Wednesday, April 26, 2017

"You've lost weight, haven't you?" (Warning: Possible triggers)

Life's like a road that you travel on
When there's one day here and the next day gone
Sometimes you bend sometimes you stand
Sometimes you turn your back to the wind
There's a world outside every darkened door
Where blues won't haunt you anymore
Where the brave are free and lovers soar
Come ride with me to the distant shore
We won't hesitate break down the garden gate
There's not much time left today
Life is a highway
I want to ride it all night long
Life is a Highway - Tom Cochrane

As a practicing intuitive eater, and someone who believes in Health at Every Size, I prefer to avoid discussions of weight, especially in relation to it going up and down.  Sometimes, though, someone will look at someone else and say those words, "You look like you've lost weight!"

The person saying the words inevitably believes with their heart and soul that they are delivering a compliment.  It is honestly difficult for the vast majority of people in this day and age to understand completely how those words can become something else.  For a person with an eating disorder, they could act as a trigger.  For someone with low self-confidence or who hates their body, they could actually hear "You look like you're FINALLY losing some of that weight!  Thank God!  It's about time you lazy blob!"

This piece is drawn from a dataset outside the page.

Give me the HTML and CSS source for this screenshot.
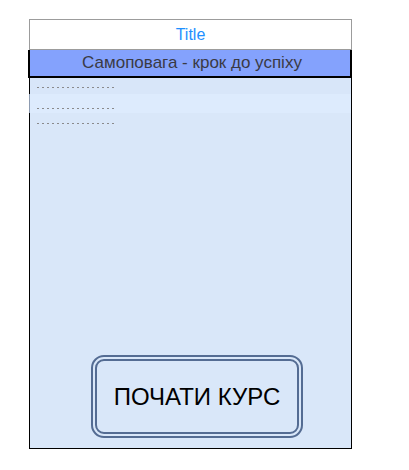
FILE: index.html
```html
<!DOCTYPE html>
<html>
<head>
<meta charset="utf-8">
<link rel="stylesheet" href="styles.css">
</head>
<body>
<div class="phone">
  <div class="title">Title</div>
  <div class="bar">Самоповага - крок до успіху</div>
  <div class="content">
    <div class="row row-a"><span class="dots"></span></div>
    <div class="row row-b"><span class="dots"></span></div>
    <div class="row row-c"><span class="dots"></span></div>
    <button class="start">ПОЧАТИ КУРС</button>
  </div>
</div>
</body>
</html>
```

FILE: styles.css
```css
html, body {
  margin: 0;
  padding: 0;
  background: #ffffff;
}
body {
  font-family: "Liberation Sans", Arial, sans-serif;
}
.phone {
  width: 323px;
  margin: 19px 0 0 29px;
  display: flex;
  flex-direction: column;
}
.title {
  box-sizing: border-box;
  height: 31px;
  border: 1px solid #9c9c9c;
  line-height: 29px;
  text-align: center;
  font-size: 16px;
  color: #1e90ff;
  background: #ffffff;
}
.bar {
  box-sizing: border-box;
  width: 324px;
  margin-left: -1px;
  height: 28px;
  border-left: 2px solid #000;
  border-right: 2px solid #000;
  border-bottom: 2px solid #000;
  background: #84a2fd;
  color: #3a3a44;
  font-size: 17px;
  line-height: 26px;
  text-align: center;
  padding-left: 4px;
}
.content {
  box-sizing: border-box;
  height: 371px;
  border: 1px solid #000;
  border-top: none;
  background: #d9e7f9;
  display: flex;
  flex-direction: column;
}
.row {
  box-sizing: border-box;
  padding-left: 7px;
}
.row-a {
  height: 16px;
  padding-top: 9px;
  background: #d8e6f9;
}
.row-b {
  height: 19px;
  padding-top: 14px;
  background: #ddebfd;
  margin-left: -1px;
  border-left: 1px solid #8d9bb0;
}
.row-c {
  height: 18px;
  padding-top: 10px;
}
.dots {
  display: block;
  width: 79px;
  height: 1px;
  background: repeating-linear-gradient(to right, #8a8a8c 0, #8a8a8c 2px, transparent 2px, transparent 5px);
}
.start {
  box-sizing: border-box;
  margin-top: auto;
  margin-bottom: 10px;
  margin-left: 61px;
  width: 212px;
  height: 83px;
  border: 6px double #546c93;
  border-radius: 13px;
  background: #d9e7f9;
  font-family: "Liberation Sans", Arial, sans-serif;
  font-size: 24px;
  color: #000;
  padding: 0;
}
```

It has taken a lot of work on my mind, my emotions, and That Little Voice in my head, but I have finally reached a place in my life where I hear both what the person is saying, and what they are meaning, which...most often...is just "You look really happy with yourself."  And heck, for all that I know, I may actually have lost weight.  I don't weigh myself often, and have been known to bob back and forth amongst the same twenty or so pounds quite easily.  *shrug*  It doesn't matter to me, as I weigh what I weigh at any given moment and I don't care to try and manipulate that particular fact even temporarily.

But I am one of the lucky ones, to have reached this place, this state of mind.  So many out there are still struggling with being happy with themselves as they are, and what that means.

I guess the biggest part of the struggle for me was realizing that I can be happy with myself as I am, and yet still have goals to achieve.  I can be happy that I can walk two miles per hour, and still want to reach the goal of walking three miles per hour without making my current state any less important and valid.  I can be happy with my blood sugars as they are but still look for ways to keep them more consistently within the range my doctor would prefer.  I can be happy that I don't get out of breath climbing three stairs (not three flights, three STAIRS) but still have the goal of not being out of breath after climbing ten stairs.

In the modern Western world, especially, we are conditioned that not being the best is equivalent to not trying at all.  If you aren't the best, you've got to be the extreme opposite, the worst, as opposed to just not being the best.  I'm not saying that everyone should get participation trophies in everything we do, because that doesn't help us learn anything about ourselves either.  What I AM saying is that we need to work on the idea that you can be the best YOU that is possible right now, while still having room to be a better YOU tomorrow, but that being a better you tomorrow doesn't mean that today's you sucked.  It just means that you've learned something new, you've expanded your abilities, and that you have taken another step down the path of life.

How each person reaches that state of mind is a completely individual experience.  We can share our own experiences and empathize with similarities, but no one can truly fully comprehend what someone else's path is like. No one should expect someone else to fully comprehend, not really.  What they should expect, though, is that they can look around, listen to others, feel empathy and sympathy, and begin learning from the lessons others have already gone through.  It can help lay the foundation for their own lessons, and while they'll find their own path to the next stopping place, just knowing that others have had similar struggles can sometimes make all of the difference in the world.

Find those places, those people who can share their experiences and that you can share yours with comfortably.  Talk, listen, and support one another.  Continue using that support to help yourselves move forward.  Use that support if you need to pause for a moment and take a break from the forward motion for a bit.  It's okay.  We aren't perpetual motion machines, we need to rest once in a while.  Take each step and assess whether you're ready to move forward or need more time to process.  Eventually you'll be ready for the next one.

All of this is, I guess, meant to say that you are amazing. I am amazing.  We're all pretty darned awesome just as we are.  There's room to move forward, but if we want to just be who we are right now for a while, there's nothing wrong with that.

Be gentle with yourselves, my friends.